Maserati offriva comunque grinta e prestazioni più che soddisfacenti, ma sempre con grande attenzione per eleganza, comodità e finiture impeccabili, rifuggendo da ostentazioni ed eccessi. Purezza estetica e sobrietà caratterizzavano anche la versione Spyder della Mistral, presentata al Salone di Ginevra del 1964 ed opera di Vignale e che, pur dovendo rinunciare all’originale portellone vetrato a favore del vano per ripiegare la capote, presentava una linea ancor più sinuosa e seducente del Coupé. Solo nel 1970 i nuovi proprietari della Maserati posero fine alla produzione di Coupé e Spyder.

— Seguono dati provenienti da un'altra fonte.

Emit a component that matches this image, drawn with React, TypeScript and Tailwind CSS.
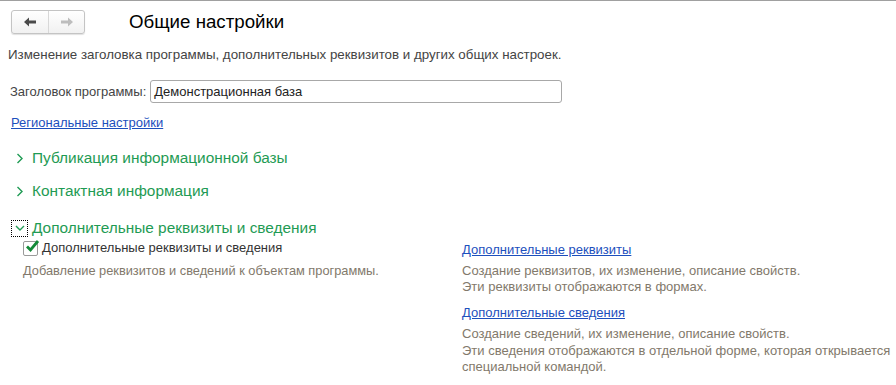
import type { ReactNode } from "react";

const font = { fontFamily: '"Liberation Sans", Arial, sans-serif' };

function ArrowLeft({ color }: { color: string }) {
  return (
    <svg width="12" height="10" viewBox="0 0 12 10">
      <path d="M0 5 L5 0.5 L5 3.5 L12 3.5 L12 6.5 L5 6.5 L5 9.5 Z" fill={color} />
    </svg>
  );
}

function ArrowRight({ color }: { color: string }) {
  return (
    <svg width="12" height="10" viewBox="0 0 12 10">
      <path d="M12 5 L7 0.5 L7 3.5 L0 3.5 L0 6.5 L7 6.5 L7 9.5 Z" fill={color} />
    </svg>
  );
}

function Chevron({ open }: { open?: boolean }) {
  return open ? (
    <svg width="10" height="8" viewBox="0 0 10 8">
      <path d="M1 2 L5 6 L9 2" stroke="#1f9b54" strokeWidth="1.4" fill="none" />
    </svg>
  ) : (
    <svg width="8" height="11" viewBox="0 0 8 11">
      <path d="M1.5 1 L6 5.5 L1.5 10" stroke="#1f9b54" strokeWidth="1.4" fill="none" />
    </svg>
  );
}

function GroupTitle({ children, open, className }: { children: ReactNode; open?: boolean; className: string }) {
  return (
    <div className={`flex h-5 items-center ${className}`}>
      {open ? (
        <div className="ml-[11px] mr-[4px] flex h-[17px] w-[17px] items-center justify-center border border-dotted border-black">
          <Chevron open />
        </div>
      ) : (
        <div className="ml-[16px] mr-[8px] flex w-[8px] items-center">
          <Chevron />
        </div>
      )}
      <span className="text-[15.4px] leading-5 text-[#1f9b54]">{children}</span>
    </div>
  );
}

export default function App() {
  return (
    <div className="h-[385px] w-[896px] overflow-hidden border-t border-[#a0a0a0] bg-white text-[#333]" style={font}>
      <div className="flex items-center pt-[9px]">
        <div className="ml-[11px] flex h-[24px] w-[74px] overflow-hidden rounded-[3px] border border-[#c4c4c4] bg-gradient-to-b from-white to-[#f1f1f1] shadow-[0_1px_1px_rgba(0,0,0,0.12)]">
          <div className="flex w-[37px] items-center justify-center border-r border-[#d8d8d8]">
            <ArrowLeft color="#4a4a4a" />
          </div>
          <div className="flex flex-1 items-center justify-center">
            <ArrowRight color="#bdbdbd" />
          </div>
        </div>
        <h1 className="ml-[44px] text-[18.7px] leading-6 text-black">Общие настройки</h1>
      </div>

      <p className="ml-[8px] mt-[13px] text-[13.33px] leading-4 text-[#444]">
        Изменение заголовка программы, дополнительных реквизитов и других общих настроек.
      </p>

      <div className="mt-[17px] flex items-center">
        <span className="ml-[10px] text-[13px] leading-4 text-[#444]">Заголовок программы:</span>
        <div className="ml-[4px] flex h-[23px] w-[412px] items-center rounded-[3px] border border-[#a8a8a8] px-[3px] text-[13px] text-[#222]">
          Демонстрационная база
        </div>
      </div>

      <a className="ml-[11px] mt-[12px] block w-fit text-[13px] leading-4 text-[#1c4fbd] underline">
        Региональные настройки
      </a>

      <GroupTitle className="mt-[17px]">Публикация информационной базы</GroupTitle>
      <GroupTitle className="mt-[13px]">Контактная информация</GroupTitle>
      <GroupTitle className="mt-[17px]" open>
        Дополнительные реквизиты и сведения
      </GroupTitle>

      <div className="mt-[2px] flex pl-[23px]">
        <div className="w-[439px]">
          <div className="flex h-4 items-center">
            <div className="relative h-[15px] w-[15px] rounded-[2px] border border-[#9a9a9a] bg-white">
              <svg className="absolute -right-[3px] -top-[4px]" width="16" height="16" viewBox="0 0 16 16">
                <path d="M3 8.5 L6.5 12 L14 3" stroke="#138a38" strokeWidth="2.8" fill="none" />
              </svg>
            </div>
            <span className="ml-[4px] text-[13px] leading-4 text-[#333]">Дополнительные реквизиты и сведения</span>
          </div>
          <p className="mt-[7px] text-[12.8px] leading-4 text-[#82796b]">
            Добавление реквизитов и сведений к объектам программы.
          </p>
        </div>
        <div className="pt-[2px]">
          <a className="block w-fit text-[13px] leading-4 text-[#1c4fbd] underline">Дополнительные реквизиты</a>
          <p className="mt-[5px] text-[13px] leading-4 text-[#82796b]">
            Создание реквизитов, их изменение, описание свойств.
            <br />
            Эти реквизиты отображаются в формах.
          </p>
          <a className="mt-[10px] block w-fit text-[13px] leading-4 text-[#1c4fbd] underline">Дополнительные сведения</a>
          <p className="mt-[5px] text-[13px] leading-[16.5px] text-[#82796b]">
            Создание сведений, их изменение, описание свойств.
            <br />
            Эти сведения отображаются в отдельной форме, которая открывается
            <br />
            специальной командой.
          </p>
        </div>
      </div>
    </div>
  );
}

Maserati Mistral, come una stella del cinema
Negli anni del boom economico, per i fortunati che potevano permettermelo, scegliere la Mistral ma anche la più convenzionale Sebring, era indice di grande classe e raffinatezza, oltre che di buona competenza tecnica. Le Maserati di questa serie erano preferite da clienti senz’altro facoltosi, ma di grande temperamento e spiccata personalità, come dimostra, ad esempio, la passione per la Sebring di Pavarotti e di Swarovski o quella per la Mistral di Fellini, Sordi e Tognazzi. Proprio nel cinema la Mistral si è sempre trovata particolarmente a suo agio, tanto da apparire in numerosi film di quegli anni e anche in diverse campagne pubblicitarie. Emblematico a questo proposito è il celebre scatto che vede i Principi Ranieri e Grace al Gran Premio di Monaco del 1966 a bordo di una Mistral Spyder, per le riprese del film Grand Prix. Del resto il consenso internazionale ininterrottamente riscontrato nel tempo dalla vettura, senza nessuna flessione, incertezza o concessione alle mode, è testimoniato dalla sua elezione quale Best of Show al prestigioso Concorso di Eleganza di Pebble Beach nel lontano 1968 e dallo stesso riconoscimento conseguito ancora nel 2021 al Concorso Italiano della Monterey Car Week. Oggi le Mistral sono molto ricercate dagli appassionati, ma se per un Coupé possono essere sufficienti poco più di 200mila euro, potendo contare su quasi mille esemplari, per le circa 120 Spyder è difficile scendere sotto i 350mila, ma possono non bastare, soprattutto in determinati contesti o per esemplari particolari, anche 700mila euro.